8 responses to “2013 – Day One: Reflections, Goals… and a Challenge

  1. Christa

    Awesome!! I can’t wait to hear how this goes for you! Very cool blog! Best of luck.

  2. You have established a lifestyle that gives you valuable free time. Enjoy. I know you will use it well.

    • elissa field

      Thanks, Sabra. It’s still never enough time, it seems — but you’re right, it’s all about using it well! It’s nice to see you here. :)

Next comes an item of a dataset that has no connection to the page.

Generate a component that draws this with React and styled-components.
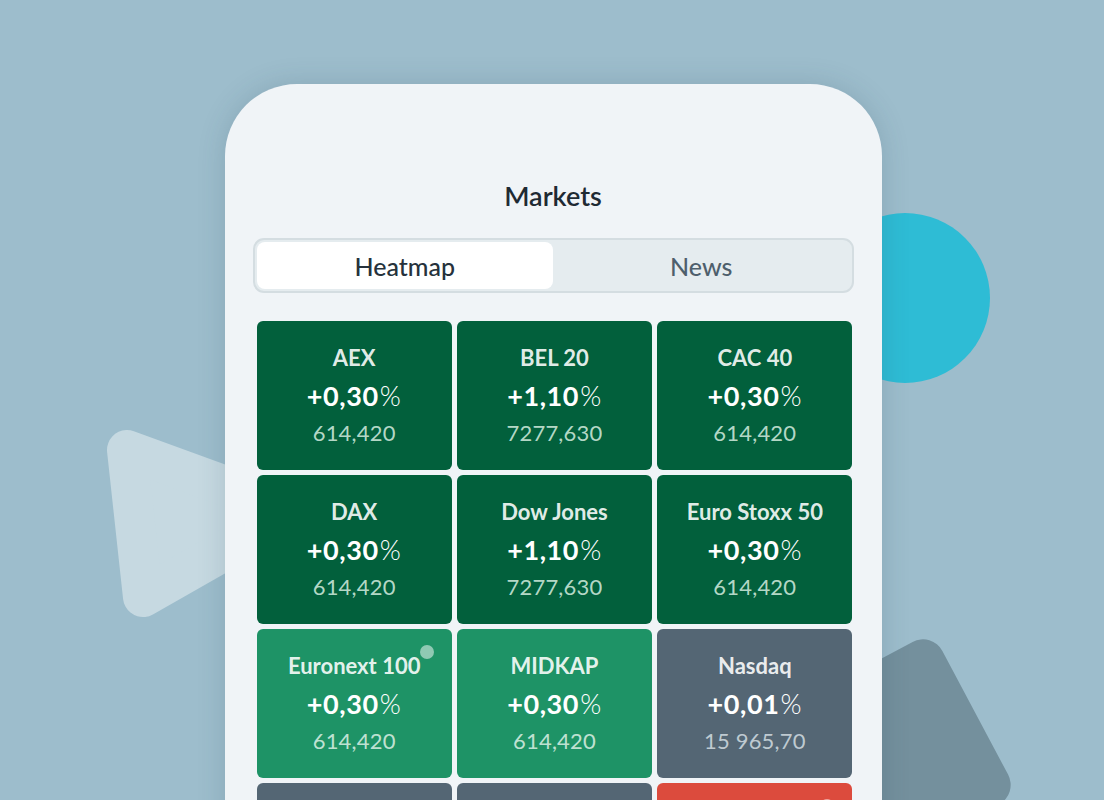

  3. Elissa, I’m amazed at how similar our paths have been (only I’m a LOT older than you!). Be proud of your successes–juggling your time and your teaching and your boys! And look out for how much being a literary magazine sponsor can eat up your time (I did that for 20 years). I’m proud to call you WSS friend!

    • elissa field

      Aww, thanks, Gerry! I’ve thought that — how parallel our lives are — when reading one of your posts, as well. But, uh-oh, tell me this literary magazine will effortlessly assemble itself with fairy dust and little time… No? ;) Thanks for reading, and being such a great WSS friend!

  4. Wow, you have so much going on. Best wishes for a new year full of the right words.

    • elissa field

      Thanks, Laura! Sometimes it feels like lots of spinning my wheels, but I’m heading in the right direction. Thanks for your best wishes, and same to you. Good luck with finishing the new novel! It’s nice to see you here.